To find out 10+1 best things to do in sophisticated Seminyak click here.
Seminyak flea market
For a feel of shopping at market stalls, the flea market in Seminyak is worth spending time at. If you are planning to visit other parts of Bali to go shopping, we’d suggest using the prices here as a barometer to measure other prices by. You can try bargaining, but many stall owners realise they will get their asking price sooner or later even if they are still a little pricier than on other parts of the island.

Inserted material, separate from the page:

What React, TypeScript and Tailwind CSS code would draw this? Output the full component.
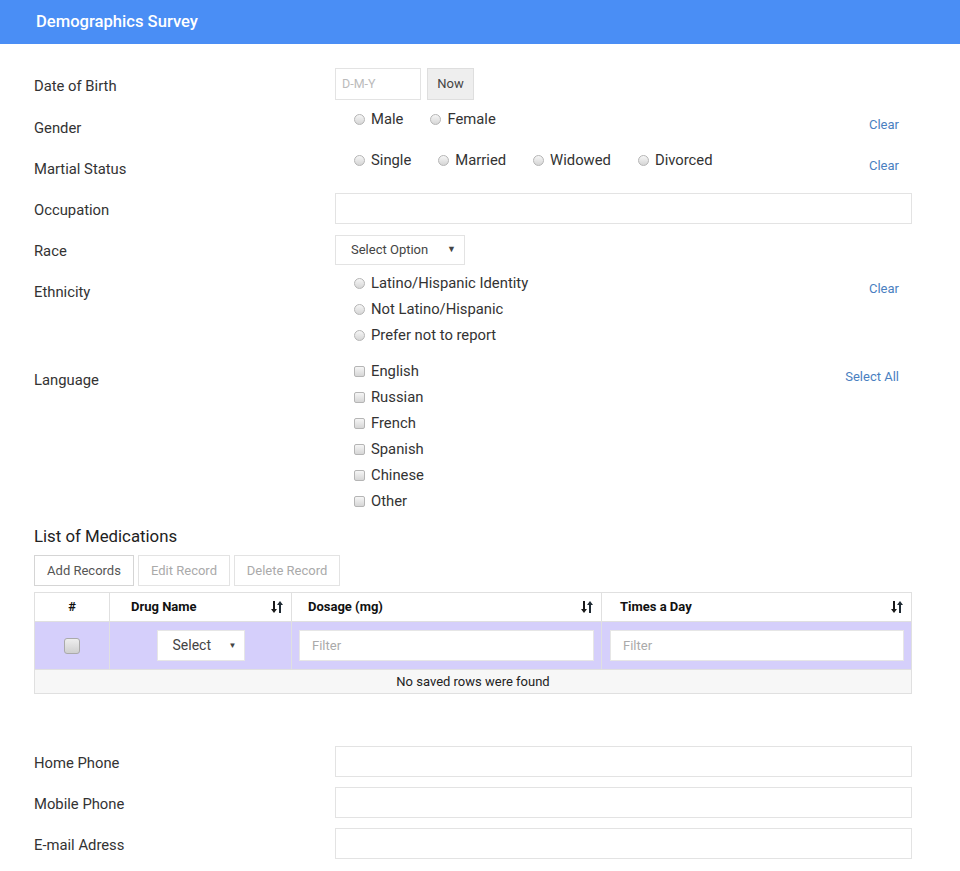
import React from 'react';

// Demographics survey form

const Radio = () => (
  <span className="inline-block w-[11px] h-[11px] rounded-full border border-[#b5b5b5] bg-gradient-to-b from-[#f6f6f6] to-[#d6d6d6] shrink-0" />
);

const Check = () => (
  <span className="inline-block w-[11px] h-[11px] rounded-[2px] border border-[#b5b5b5] bg-gradient-to-b from-[#f6f6f6] to-[#d6d6d6] shrink-0" />
);

const SortIcon = () => (
  <svg width="14" height="14" viewBox="0 0 14 14" className="shrink-0">
    <path d="M4 1v10" stroke="#1a1a1a" strokeWidth="2" />
    <path d="M1 9l3 4 3-4z" fill="#1a1a1a" />
    <path d="M10 13V3" stroke="#1f2a33" strokeWidth="2" />
    <path d="M7 5l3-4 3 4z" fill="#1f2a33" />
  </svg>
);

const Option = ({ label, box = 'radio' }: { label: string; box?: 'radio' | 'check' }) => (
  <label className="flex items-center gap-[6px] h-5 leading-5">
    {box === 'radio' ? <Radio /> : <Check />}
    <span>{label}</span>
  </label>
);

const LinkText = ({ children, pt }: { children: React.ReactNode; pt: string }) => (
  <a className={`text-[13px] leading-5 text-[#4a7fc1] pr-[13px] ${pt}`}>{children}</a>
);

const TextInput = ({ className = '' }: { className?: string }) => (
  <div className={`h-[31px] border border-[#e3e3e3] bg-white ${className}`} />
);

const Row = ({ label, labelPt, children }: { label: string; labelPt: string; children: React.ReactNode }) => (
  <div className="flex items-start">
    <div className={`w-[301px] shrink-0 leading-5 ${labelPt}`}>{label}</div>
    <div className="flex-1">{children}</div>
  </div>
);

export default function App() {
  return (
    <div className="min-h-screen bg-white text-[14.8px] text-[#333]" style={{ fontFamily: 'Roboto, "Liberation Sans", sans-serif' }}>
      <div className="h-[44px] bg-[#4a8ef5] flex items-center px-[36px]">
        <h1 className="text-[16.6px] font-medium text-white">Demographics Survey</h1>
      </div>

      <div className="pl-[34px] pr-[48px] pt-[24px]">
        {/* Date of Birth */}
        <Row label="Date of Birth" labelPt="pt-[8px]">
          <div className="flex gap-[6px]">
            <div className="w-[86px] h-[32px] border border-[#e3e3e3] flex items-center px-[6px] text-[12.5px] text-[#bbb]">D-M-Y</div>
            <button className="w-[47px] h-[32px] bg-[#eeeeee] border border-[#dedede] text-[13px] text-[#444]">Now</button>
          </div>
        </Row>

        {/* Gender */}
        <div className="h-[41px]">
          <Row label="Gender" labelPt="pt-[18px]">
            <div className="flex justify-between">
              <div className="flex gap-[27px] pl-[19px] pt-[9px]">
                <Option label="Male" />
                <Option label="Female" />
              </div>
              <LinkText pt="pt-[15px]">Clear</LinkText>
            </div>
          </Row>
        </div>

        {/* Martial Status */}
        <div className="h-[41px]">
          <Row label="Martial Status" labelPt="pt-[18px]">
            <div className="flex justify-between">
              <div className="flex gap-[27px] pl-[19px] pt-[9px]">
                <Option label="Single" />
                <Option label="Married" />
                <Option label="Widowed" />
                <Option label="Divorced" />
              </div>
              <LinkText pt="pt-[15px]">Clear</LinkText>
            </div>
          </Row>
        </div>

        {/* Occupation */}
        <div className="mt-[11px]">
          <Row label="Occupation" labelPt="pt-[7px]">
            <TextInput />
          </Row>
        </div>

        {/* Race */}
        <div className="mt-[11px]">
          <Row label="Race" labelPt="pt-[6px]">
            <div className="w-[130px] h-[30px] border border-[#e3e3e3] flex items-center justify-between pl-[15px] pr-[8px] text-[13px] text-[#444]">
              <span>Select Option</span>
              <span className="text-[9px]">▼</span>
            </div>
          </Row>
        </div>

        {/* Ethnicity */}
        <Row label="Ethnicity" labelPt="pt-[17px]">
          <div className="flex justify-between">
            <div className="flex flex-col gap-[6px] pl-[19px] pt-[8px]">
              <Option label="Latino/Hispanic Identity" />
              <Option label="Not Latino/Hispanic" />
              <Option label="Prefer not to report" />
            </div>
            <LinkText pt="pt-[14px]">Clear</LinkText>
          </div>
        </Row>

        {/* Language */}
        <Row label="Language" labelPt="pt-[25px]">
          <div className="flex justify-between">
            <div className="flex flex-col gap-[6px] pl-[19px] pt-[16px]">
              {['English', 'Russian', 'French', 'Spanish', 'Chinese', 'Other'].map((l) => (
                <Option key={l} label={l} box="check" />
              ))}
            </div>
            <LinkText pt="pt-[22px]">Select All</LinkText>
          </div>
        </Row>

        {/* Medications */}
        <h2 className="mt-[13px] text-[16.8px] leading-6 text-[#222]">List of Medications</h2>
        <div className="mt-[7px] flex gap-[4px] text-[13px]">
          <button className="h-[31px] w-[100px] border border-[#d5d5d5] text-[#555]">Add Records</button>
          <button className="h-[31px] w-[92px] border border-[#e3e3e3] text-[#aaa]">Edit Record</button>
          <button className="h-[31px] w-[106px] border border-[#e3e3e3] text-[#aaa]">Delete Record</button>
        </div>

        <div className="mt-[6px] border border-[#e0e0e0] text-[13px]">
          <div className="grid grid-cols-[74px_182px_310px_1fr] h-[28px] font-bold text-[#111]">
            <div className="flex items-center justify-center">#</div>
            <div className="flex items-center justify-between pl-[21px] pr-[7px] border-l border-[#e0e0e0]">
              <span>Drug Name</span>
              <SortIcon />
            </div>
            <div className="flex items-center justify-between pl-[16px] pr-[7px] border-l border-[#e0e0e0]">
              <span>Dosage (mg)</span>
              <SortIcon />
            </div>
            <div className="flex items-center justify-between pl-[18px] pr-[7px] border-l border-[#e0e0e0]">
              <span>Times a Day</span>
              <SortIcon />
            </div>
          </div>
          <div className="grid grid-cols-[74px_182px_310px_1fr] h-[48px] bg-[#d5cffb] border-t border-[#e0e0e0]">
            <div className="flex items-center justify-center">
              <span className="w-[16px] h-[16px] rounded-[3px] border border-[#aaa] bg-gradient-to-b from-[#eee] to-[#cfcfcf]" />
            </div>
            <div className="flex items-center justify-center border-l border-[#e0e0e0]">
              <div className="w-[88px] h-[31px] bg-white border border-[#e6e6e6] flex items-center justify-between pl-[15px] pr-[7px] text-[14px] text-[#444]">
                <span>Select</span>
                <span className="text-[8px]">▼</span>
              </div>
            </div>
            <div className="flex items-center px-[7px] border-l border-[#e0e0e0]">
              <div className="w-full h-[31px] bg-white border border-[#e6e6e6] flex items-center px-[12px] text-[#aaa]">Filter</div>
            </div>
            <div className="flex items-center pl-[8px] pr-[7px] border-l border-[#e0e0e0]">
              <div className="w-full h-[31px] bg-white border border-[#e6e6e6] flex items-center px-[12px] text-[#aaa]">Filter</div>
            </div>
          </div>
          <div className="h-[24px] bg-[#f7f7f7] border-t border-[#e0e0e0] flex items-center justify-center text-[#222]">
            No saved rows were found
          </div>
        </div>

        {/* Contact */}
        <div className="mt-[52px] flex flex-col gap-[10px] pb-[12px]">
          <Row label="Home Phone" labelPt="pt-[7px]">
            <TextInput />
          </Row>
          <Row label="Mobile Phone" labelPt="pt-[7px]">
            <TextInput />
          </Row>
          <Row label="E-mail Adress" labelPt="pt-[7px]">
            <TextInput />
          </Row>
        </div>
      </div>
    </div>
  );
}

Jalan Raya Seminyak shopping street
This walking street in Seminyak has a fun mix of shops. Local stores squeeze between against international shops, boutique stores are opposite galleries, and it’s a good place to pick up jewellery.
Petitenget walking street
Mixing fine dining with boutique stores, you can also throw in a beach club or two along the way. Try Namu at Jalan Petitenget 234x, Seminyak for clothes, jewellery and hip objects showcased beautifully in a Javanese styled building.
Shopping in Ubud
If you only want to spend one day shopping in Bali, and want to find everything in one place, Ubud should probably be your number one choice. It has enough of a mix of local feeling markets, boutique stores, retail outlets, and art markets to keep everyone happy. Our recommended shopping haunts include:
To find out 20+1 top things to see and do in Ubud click here.
Ubud Art Market
This artisan market in Ubud is the best place to pick up local Bali handicrafts such as bags, scarves, and paintings. You can find the Ubud Art Markets at Jl. Raya Ubud No.35, Ubud.
Monkey Forest road
A street of curiosities, knick knacks, antiques and textiles, this road feels a world away from Kuta. You can find the start of Monkey Forest Road at Jalan Wana Wenara, Padangtegal Village, south of the main Ubud centre.
Jalan Raya Ubud walking street
Running through the centre of Ubud, the main street pretty much has it all. Arty shops, branded retail outfits, handicrafts and souvenirs. Spend an hour or two, and we are sure you’ll find plenty of things to bring back home!